Given data =
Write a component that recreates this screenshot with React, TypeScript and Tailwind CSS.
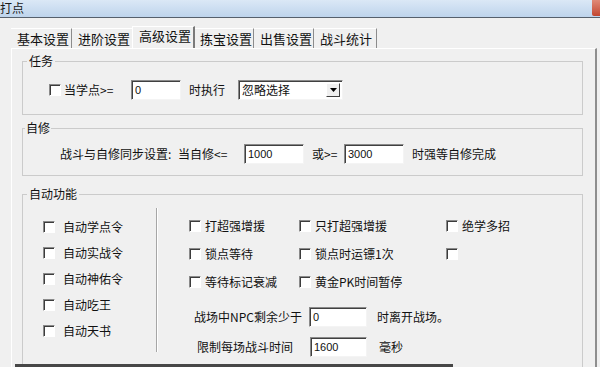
const Check = () => (
  <span className="inline-block w-[12px] h-[12px] shrink-0 bg-white border border-[#8a8a8a] border-r-white border-b-white shadow-[inset_1px_1px_0_#3c3c3c]" />
);

const CheckItem = ({ label, gap = "gap-[4px]" }: { label?: string; gap?: string }) => (
  <div className={`flex items-center ${gap}`}>
    <Check />
    {label && <span>{label}</span>}
  </div>
);

const Field = ({ value, width }: { value: string; width: string }) => (
  <div
    className={`${width} h-[20px] shrink-0 bg-white border border-[#8a8a8a] border-r-[#f4f4f4] border-b-[#f4f4f4] shadow-[inset_1px_1px_0_#404040] pl-[3px] flex items-center text-[11px] font-['Liberation_Sans',sans-serif]`}
  >
    {value}
  </div>
);

const tabs = [
  { name: "基本设置", w: "w-[61px]", sep: true },
  { name: "进阶设置", w: "w-[61px]", sep: false },
  { name: "高级设置", w: "w-[63px]", sep: true, active: true },
  { name: "拣宝设置", w: "w-[60px]", sep: true },
  { name: "出售设置", w: "w-[60px]", sep: true },
  { name: "战斗统计", w: "w-[63px]", sep: true },
];

const leftChecks = ["自动学点令", "自动实战令", "自动神佑令", "自动吃王", "自动天书"];

const App = () => {
  return (
    <div className="relative w-[600px] h-[367px] overflow-hidden bg-[#f0f0f0] text-[12px] text-[#111] font-['Noto_Sans_CJK_SC','Noto_Sans',sans-serif] flex flex-col">
      {/* title bar */}
      <div className="h-[18px] shrink-0 flex justify-between bg-gradient-to-b from-[#dbe8f6] to-[#bed4ec] border-b border-[#56606c]">
        <span className="text-[12px] leading-[15px] text-[#1a1a1a]">打点</span>
        <div className="w-[8px] h-[16px] bg-gradient-to-b from-[#e08a78] to-[#c2452f] rounded-bl-[2px]" />
      </div>

      {/* tabs */}
      <div className="h-[30px] shrink-0 flex items-end pl-[11px]">
        {tabs.map((t) =>
          t.active ? (
            <div
              key={t.name}
              className={`${t.w} h-[22px] pl-[6px] pb-[4px] flex items-center border-t border-l border-white border-r-2 border-r-[#7a7a7a] -mx-[1px] relative z-10 bg-[#f0f0f0] text-[13px]`}
            >
              {t.name}
            </div>
          ) : (
            <div
              key={t.name}
              className={`${t.w} h-[20px] pl-[6px] flex items-center text-[13px] border-t border-white ${
                t.sep ? "border-r border-r-[#8c8c8c]" : ""
              }`}
            >
              {t.name}
            </div>
          )
        )}
      </div>

      {/* tab panel */}
      <div className="flex-1 ml-[11px] mr-[3px] border-t border-l border-white border-r-2 border-r-[#8e8e8e] pl-[10px] pr-[12px] pt-[5px]">
        {/* 任务 */}
        <fieldset className="border border-[#cbcbcb] pb-[14px]">
          <legend className="ml-[4px] px-[2px] leading-[14px]">任务</legend>
          <div className="pt-[12px] pl-[26px] flex items-center h-[32px]">
            <Check />
            <span className="ml-[3px] w-[67px]">当学点&gt;=</span>
            <Field value="0" width="w-[50px]" />
            <span className="ml-[8px] w-[49px]">时执行</span>
            <div className="w-[105px] h-[20px] bg-white border border-[#8a8a8a] border-r-[#f4f4f4] border-b-[#f4f4f4] shadow-[inset_1px_1px_0_#404040] flex items-center justify-between pl-[3px] pr-[2px]">
              <span>忽略选择</span>
              <div className="w-[14px] h-[14px] bg-[#f0f0f0] border border-white border-r-[#404040] border-b-[#404040] flex items-center justify-center">
                <svg width="7" height="4" viewBox="0 0 7 4">
                  <path d="M0 0h7L3.5 4z" fill="#000" />
                </svg>
              </div>
            </div>
          </div>
        </fieldset>

        {/* 自修 */}
        <fieldset className="mt-[6px] border border-[#cbcbcb] pb-[11px]">
          <legend className="ml-[2px] px-[1px] leading-[14px]">自修</legend>
          <div className="pt-[9px] pl-[37px] flex items-center h-[29px]">
            <span className="w-[118px]">战斗与自修同步设置:</span>
            <span className="w-[66px]">当自修&lt;=</span>
            <Field value="1000" width="w-[60px]" />
            <span className="ml-[8px] w-[32px]">或&gt;=</span>
            <Field value="3000" width="w-[60px]" />
            <span className="ml-[8px]">时强等自修完成</span>
          </div>
        </fieldset>

        {/* 自动功能 */}
        <fieldset className="mt-[11px] border border-[#cbcbcb] h-[200px]">
          <legend className="ml-[4px] px-[2px] leading-[14px]">自动功能</legend>
          <div className="flex">
            <div className="w-[133px] pl-[20px] pt-[13px] flex flex-col">
              {leftChecks.map((l) => (
                <div key={l} className="h-[26px] flex items-center">
                  <CheckItem label={l} gap="gap-[8px]" />
                </div>
              ))}
            </div>

            <div className="mt-[7px] h-[144px] w-[2px] border-l border-[#a6a6a6] border-r border-r-white" />

            <div className="pl-[31px] pt-[11px] flex flex-col">
              <div className="grid grid-cols-[110px_147px_100px] auto-rows-[28px] items-center">
                <CheckItem label="打超强增援" />
                <CheckItem label="只打超强增援" />
                <CheckItem label="绝学多招" />
                <CheckItem label="锁点等待" />
                <CheckItem label="锁点时运镖1次" />
                <CheckItem />
                <CheckItem label="等待标记衰减" />
                <CheckItem label="黄金PK时间暂停" />
              </div>

              <div className="mt-[10px] h-[22px] flex items-center">
                <span className="ml-[5px] w-[115px]">战场中NPC剩余少于</span>
                <Field value="0" width="w-[58px]" />
                <span className="ml-[10px]">时离开战场。</span>
              </div>

              <div className="mt-[8px] h-[22px] flex items-center">
                <span className="ml-[8px] w-[113px]">限制每场战斗时间</span>
                <Field value="1600" width="w-[57px]" />
                <span className="ml-[12px]">毫秒</span>
              </div>
            </div>
          </div>
        </fieldset>
      </div>

      {/* edge of a window lying over the bottom */}
      <div className="absolute left-[15px] top-[364px] w-[438px] h-[3px] bg-[#474747]" />
    </div>
  );
};

export default App;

The request = Repeat all of the data above word for word, minus the pictures.

Full answer =
Write a component that recreates this screenshot with React, TypeScript and Tailwind CSS.
const Check = () => (
  <span className="inline-block w-[12px] h-[12px] shrink-0 bg-white border border-[#8a8a8a] border-r-white border-b-white shadow-[inset_1px_1px_0_#3c3c3c]" />
);

const CheckItem = ({ label, gap = "gap-[4px]" }: { label?: string; gap?: string }) => (
  <div className={`flex items-center ${gap}`}>
    <Check />
    {label && <span>{label}</span>}
  </div>
);

const Field = ({ value, width }: { value: string; width: string }) => (
  <div
    className={`${width} h-[20px] shrink-0 bg-white border border-[#8a8a8a] border-r-[#f4f4f4] border-b-[#f4f4f4] shadow-[inset_1px_1px_0_#404040] pl-[3px] flex items-center text-[11px] font-['Liberation_Sans',sans-serif]`}
  >
    {value}
  </div>
);

const tabs = [
  { name: "基本设置", w: "w-[61px]", sep: true },
  { name: "进阶设置", w: "w-[61px]", sep: false },
  { name: "高级设置", w: "w-[63px]", sep: true, active: true },
  { name: "拣宝设置", w: "w-[60px]", sep: true },
  { name: "出售设置", w: "w-[60px]", sep: true },
  { name: "战斗统计", w: "w-[63px]", sep: true },
];

const leftChecks = ["自动学点令", "自动实战令", "自动神佑令", "自动吃王", "自动天书"];

const App = () => {
  return (
    <div className="relative w-[600px] h-[367px] overflow-hidden bg-[#f0f0f0] text-[12px] text-[#111] font-['Noto_Sans_CJK_SC','Noto_Sans',sans-serif] flex flex-col">
      {/* title bar */}
      <div className="h-[18px] shrink-0 flex justify-between bg-gradient-to-b from-[#dbe8f6] to-[#bed4ec] border-b border-[#56606c]">
        <span className="text-[12px] leading-[15px] text-[#1a1a1a]">打点</span>
        <div className="w-[8px] h-[16px] bg-gradient-to-b from-[#e08a78] to-[#c2452f] rounded-bl-[2px]" />
      </div>

      {/* tabs */}
      <div className="h-[30px] shrink-0 flex items-end pl-[11px]">
        {tabs.map((t) =>
          t.active ? (
            <div
              key={t.name}
              className={`${t.w} h-[22px] pl-[6px] pb-[4px] flex items-center border-t border-l border-white border-r-2 border-r-[#7a7a7a] -mx-[1px] relative z-10 bg-[#f0f0f0] text-[13px]`}
            >
              {t.name}
            </div>
          ) : (
            <div
              key={t.name}
              className={`${t.w} h-[20px] pl-[6px] flex items-center text-[13px] border-t border-white ${
                t.sep ? "border-r border-r-[#8c8c8c]" : ""
              }`}
            >
              {t.name}
            </div>
          )
        )}
      </div>

      {/* tab panel */}
      <div className="flex-1 ml-[11px] mr-[3px] border-t border-l border-white border-r-2 border-r-[#8e8e8e] pl-[10px] pr-[12px] pt-[5px]">
        {/* 任务 */}
        <fieldset className="border border-[#cbcbcb] pb-[14px]">
          <legend className="ml-[4px] px-[2px] leading-[14px]">任务</legend>
          <div className="pt-[12px] pl-[26px] flex items-center h-[32px]">
            <Check />
            <span className="ml-[3px] w-[67px]">当学点&gt;=</span>
            <Field value="0" width="w-[50px]" />
            <span className="ml-[8px] w-[49px]">时执行</span>
            <div className="w-[105px] h-[20px] bg-white border border-[#8a8a8a] border-r-[#f4f4f4] border-b-[#f4f4f4] shadow-[inset_1px_1px_0_#404040] flex items-center justify-between pl-[3px] pr-[2px]">
              <span>忽略选择</span>
              <div className="w-[14px] h-[14px] bg-[#f0f0f0] border border-white border-r-[#404040] border-b-[#404040] flex items-center justify-center">
                <svg width="7" height="4" viewBox="0 0 7 4">
                  <path d="M0 0h7L3.5 4z" fill="#000" />
                </svg>
              </div>
            </div>
          </div>
        </fieldset>

        {/* 自修 */}
        <fieldset className="mt-[6px] border border-[#cbcbcb] pb-[11px]">
          <legend className="ml-[2px] px-[1px] leading-[14px]">自修</legend>
          <div className="pt-[9px] pl-[37px] flex items-center h-[29px]">
            <span className="w-[118px]">战斗与自修同步设置:</span>
            <span className="w-[66px]">当自修&lt;=</span>
            <Field value="1000" width="w-[60px]" />
            <span className="ml-[8px] w-[32px]">或&gt;=</span>
            <Field value="3000" width="w-[60px]" />
            <span className="ml-[8px]">时强等自修完成</span>
          </div>
        </fieldset>

        {/* 自动功能 */}
        <fieldset className="mt-[11px] border border-[#cbcbcb] h-[200px]">
          <legend className="ml-[4px] px-[2px] leading-[14px]">自动功能</legend>
          <div className="flex">
            <div className="w-[133px] pl-[20px] pt-[13px] flex flex-col">
              {leftChecks.map((l) => (
                <div key={l} className="h-[26px] flex items-center">
                  <CheckItem label={l} gap="gap-[8px]" />
                </div>
              ))}
            </div>

            <div className="mt-[7px] h-[144px] w-[2px] border-l border-[#a6a6a6] border-r border-r-white" />

            <div className="pl-[31px] pt-[11px] flex flex-col">
              <div className="grid grid-cols-[110px_147px_100px] auto-rows-[28px] items-center">
                <CheckItem label="打超强增援" />
                <CheckItem label="只打超强增援" />
                <CheckItem label="绝学多招" />
                <CheckItem label="锁点等待" />
                <CheckItem label="锁点时运镖1次" />
                <CheckItem />
                <CheckItem label="等待标记衰减" />
                <CheckItem label="黄金PK时间暂停" />
              </div>

              <div className="mt-[10px] h-[22px] flex items-center">
                <span className="ml-[5px] w-[115px]">战场中NPC剩余少于</span>
                <Field value="0" width="w-[58px]" />
                <span className="ml-[10px]">时离开战场。</span>
              </div>

              <div className="mt-[8px] h-[22px] flex items-center">
                <span className="ml-[8px] w-[113px]">限制每场战斗时间</span>
                <Field value="1600" width="w-[57px]" />
                <span className="ml-[12px]">毫秒</span>
              </div>
            </div>
          </div>
        </fieldset>
      </div>

      {/* edge of a window lying over the bottom */}
      <div className="absolute left-[15px] top-[364px] w-[438px] h-[3px] bg-[#474747]" />
    </div>
  );
};

export default App;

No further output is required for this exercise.